In the event the Corporation shall at any time declare or pay any dividend on
the Common Stock payable in shares of Common Stock, or effect a subdivision,
combination or consolidation of the outstanding shares of Common Stock (by
reclassification or otherwise than by payment of a dividend in shares of Common
Stock) into a greater or lesser number of shares of Common Stock, then in each
such case the number of votes per share to which holders of shares of Series A
Preferred Stock were entitled immediately prior to such event shall be adjusted
by multiplying such number by a fraction, the numerator of which is the number
of shares of Common Stock outstanding immediately after such event and the
denominator of which is the number of shares of Common Stock that were
outstanding immediately prior to such event.  In the event the Corporation shall
at any time declare or pay any dividend on the Series A Preferred Stock payable
in shares of Series A Preferred Stock, or effect a subdivision, combination or
consolidation of the outstanding shares of Series A Preferred Stock (by
reclassification or otherwise than by payment of a dividend in shares of Series
A Preferred Stock) into a greater or lesser number of shares of Series A
Preferred Stock, then in each such case the number of votes per share to which
holders of shares of Series A Preferred Stock were entitled immediately prior to
such event shall be adjusted by multiplying such amount by a fraction, the
numerator of which is the number of shares of Series A Preferred Stock that were
outstanding immediately prior to such event and the denominator of which is the
number of shares of Series A Preferred Stock outstanding immediately after such
event.

     (B) Except as otherwise provided herein, in the Corporation's Certificate
of Incorporation or Bylaws, the holders of shares of Series A Preferred Stock
and the holders of shares of Common Stock and any other capital stock of the
Corporation having general voting rights shall vote together as one class on all
matters submitted to a vote of stockholders of the Corporation.

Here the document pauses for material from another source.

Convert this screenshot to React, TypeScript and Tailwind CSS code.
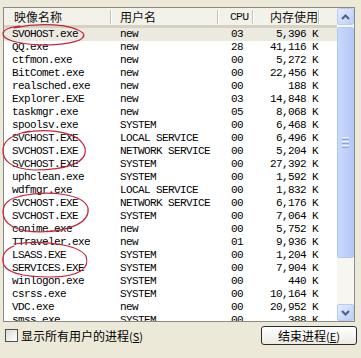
import type { ReactNode } from 'react';

type Proc = { name: string; user: string; cpu: string; mem: string };

const procs: Proc[] = [
  { name: 'SVOHOST.exe', user: 'new', cpu: '03', mem: '5,396' },
  { name: 'QQ.exe', user: 'new', cpu: '28', mem: '41,116' },
  { name: 'ctfmon.exe', user: 'new', cpu: '00', mem: '5,272' },
  { name: 'BitComet.exe', user: 'new', cpu: '00', mem: '22,456' },
  { name: 'realsched.exe', user: 'new', cpu: '00', mem: '188' },
  { name: 'Explorer.EXE', user: 'new', cpu: '03', mem: '14,848' },
  { name: 'taskmgr.exe', user: 'new', cpu: '05', mem: '8,068' },
  { name: 'spoolsv.exe', user: 'SYSTEM', cpu: '00', mem: '6,468' },
  { name: 'SVCHOST.EXE', user: 'LOCAL SERVICE', cpu: '00', mem: '6,496' },
  { name: 'SVCHOST.EXE', user: 'NETWORK SERVICE', cpu: '00', mem: '5,204' },
  { name: 'SVCHOST.EXE', user: 'SYSTEM', cpu: '00', mem: '27,392' },
  { name: 'uphclean.exe', user: 'SYSTEM', cpu: '00', mem: '1,592' },
  { name: 'wdfmgr.exe', user: 'LOCAL SERVICE', cpu: '00', mem: '1,832' },
  { name: 'SVCHOST.EXE', user: 'NETWORK SERVICE', cpu: '00', mem: '6,176' },
  { name: 'SVCHOST.EXE', user: 'SYSTEM', cpu: '00', mem: '7,064' },
  { name: 'conime.exe', user: 'new', cpu: '00', mem: '5,752' },
  { name: 'TTraveler.exe', user: 'new', cpu: '01', mem: '9,936' },
  { name: 'LSASS.EXE', user: 'SYSTEM', cpu: '00', mem: '1,204' },
  { name: 'SERVICES.EXE', user: 'SYSTEM', cpu: '00', mem: '7,904' },
  { name: 'winlogon.exe', user: 'SYSTEM', cpu: '00', mem: '440' },
  { name: 'csrss.exe', user: 'SYSTEM', cpu: '00', mem: '10,164' },
  { name: 'VDC.exe', user: 'new', cpu: '00', mem: '20,952' },
  { name: 'smss.exe', user: 'SYSTEM', cpu: '00', mem: '388' },
];

const mono = "font-['Liberation_Mono','DejaVu_Sans_Mono',monospace] text-[11px] tracking-[-0.6px]";
const cjk = "font-['Noto_Sans_CJK_SC','Noto_Sans',sans-serif] text-[12px]";

function HeaderCell({ className, children, last }: { className: string; children: ReactNode; last?: boolean }) {
  return (
    <div className={`flex h-full items-center ${className}`}>
      <div className="flex-1">{children}</div>
      {!last && <div className="h-[14px] w-[2px] border-l border-[#c7c5b2] border-r border-r-white" />}
    </div>
  );
}

function Arrow({ up }: { up?: boolean }) {
  return (
    <svg width="9" height="6" viewBox="0 0 9 6">
      <path d={up ? 'M1 5 L4.5 1.5 L8 5' : 'M1 1 L4.5 4.5 L8 1'} fill="none" stroke="#4d6185" strokeWidth="2" />
    </svg>
  );
}

function ScrollButton({ up }: { up?: boolean }) {
  return (
    <div className="grid h-[17px] w-[17px] place-items-center rounded-[2px] border border-[#b9cbf3] bg-gradient-to-br from-[#e3ebfd] to-[#bccdf8]">
      <Arrow up={up} />
    </div>
  );
}

export default function App() {
  return (
    <div className="relative h-[358px] w-[361px] overflow-hidden bg-[#ece9d8] pt-[7px] pl-[3px] text-black">
      {/* list view */}
      <div className="flex h-[315px] w-[352px] border border-[#8c8b83] bg-white">
        <div className="flex min-w-0 flex-1 flex-col overflow-hidden">
          <div className="flex h-[20px] shrink-0 border-b-[3px] border-[#d6d2c2] bg-[#f3f2ea] text-[#111]">
            <HeaderCell className={`w-[108px] pl-[10px] ${cjk}`}>映像名称</HeaderCell>
            <HeaderCell className={`w-[107px] pl-[8px] ${cjk}`}>用户名</HeaderCell>
            <HeaderCell className={`w-[35px] pl-[11px] font-['Liberation_Mono',monospace] text-[11.5px] tracking-[-0.8px]`}>CPU</HeaderCell>
            <HeaderCell className={`w-[71px] pr-[5px] text-right ${cjk}`}>内存使用</HeaderCell>
            <HeaderCell className="flex-1" last>{null}</HeaderCell>
          </div>
          <div className={`flex flex-col ${mono}`}>
            {procs.map((p, i) => (
              <div
                key={i}
                className={`flex h-[13px] shrink-0 items-center leading-[13px] ${i === 0 ? 'bg-[#ebe9e0]' : ''}`}
              >
                <div className="w-[108px] pl-[8px] whitespace-nowrap">{p.name}</div>
                <div className="w-[107px] pl-[8px] whitespace-nowrap">{p.user}</div>
                <div className="w-[35px] pl-[12px]">{p.cpu}</div>
                <div className="w-[71px] pr-[7px] text-right whitespace-pre">{`${p.mem} K`}</div>
              </div>
            ))}
          </div>
        </div>
        {/* scrollbar */}
        <div className="flex w-[17px] shrink-0 flex-col bg-[#f7f6f0]">
          <ScrollButton up />
          <div className="flex-1 pt-[2px]">
            <div className="flex h-[231px] flex-col items-center justify-center gap-[1px] rounded-[2px] border border-[#b4c7f2] bg-gradient-to-r from-[#c9d8fc] to-[#b5c8f6]">
              <div className="h-[1px] w-[7px] bg-[#eef3fe]" />
              <div className="h-[1px] w-[7px] bg-[#8ea6dd]" />
              <div className="h-[1px] w-[7px] bg-[#eef3fe]" />
              <div className="h-[1px] w-[7px] bg-[#8ea6dd]" />
              <div className="h-[1px] w-[7px] bg-[#eef3fe]" />
              <div className="h-[1px] w-[7px] bg-[#8ea6dd]" />
            </div>
          </div>
          <ScrollButton />
        </div>
      </div>

      {/* bottom controls */}
      <div className="mt-[4px] flex items-center pr-[4px]">
        <label className={`flex items-center gap-[3px] pl-[2px] ${cjk}`}>
          <span className="h-[13px] w-[13px] border border-[#4b5058] bg-gradient-to-br from-[#dcdbd3] to-white" />
          <span>
            显示所有用户的进程
            <span className="text-[11px]">
              (<span className="underline">S</span>)
            </span>
          </span>
        </label>
        <button
          type="button"
          className={`ml-auto h-[19px] w-[96px] rounded-[3px] border border-[#2b2b2b] bg-gradient-to-b from-white to-[#ecebe4] leading-none ${cjk}`}
        >
          结束进程
          <span className="text-[11px]">
            (<span className="underline">E</span>)
          </span>
        </button>
      </div>

      {/* red hand-drawn annotations */}
      <svg className="pointer-events-none absolute left-0 top-0" width="361" height="358" viewBox="0 0 361 358">
        <g fill="none" stroke="#c0283c" strokeWidth="1.2" strokeLinecap="round">
          <path d="M14 28 C40 22 72 24 83 33 C88 40 70 45 42 45 C18 44 2 40 3 33 C4 29 10 27 20 26" />
          <path d="M22 133 C52 127 80 133 85 148 C88 163 66 170 34 170 C12 169 2 161 3 149 C4 139 14 134 30 131" />
          <path d="M20 196 C50 190 84 194 88 208 C90 222 72 231 40 232 C16 232 3 224 3 212 C3 203 10 198 22 196" />
          <path d="M14 244 C42 240 78 244 86 256 C90 268 80 277 50 277 C22 277 4 272 3 262 C2 254 6 249 14 246" />
        </g>
      </svg>
    </div>
  );
}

     (C)    (i)  If at any time dividends on any Series A Preferred Stock shall
be in arrears in an amount equal to six quarterly dividends thereon, the holders
of the Series A Preferred Stock, voting as a separate series from all other
series of Preferred Stock and classes of capital stock, shall be entitled to
elect two members of the Board in addition to any Directors elected by any other
series, class or classes of securities and the authorized number of Directors
will automatically be increased by two.  Promptly thereafter, the Board of the
Corporation shall, as soon as may be practicable, call a special meeting of
holders of Series A Preferred Stock for the purpose of electing such members of
the Board.  Such special meeting shall in any event be held within 45 days of
the occurrence of such arrearage.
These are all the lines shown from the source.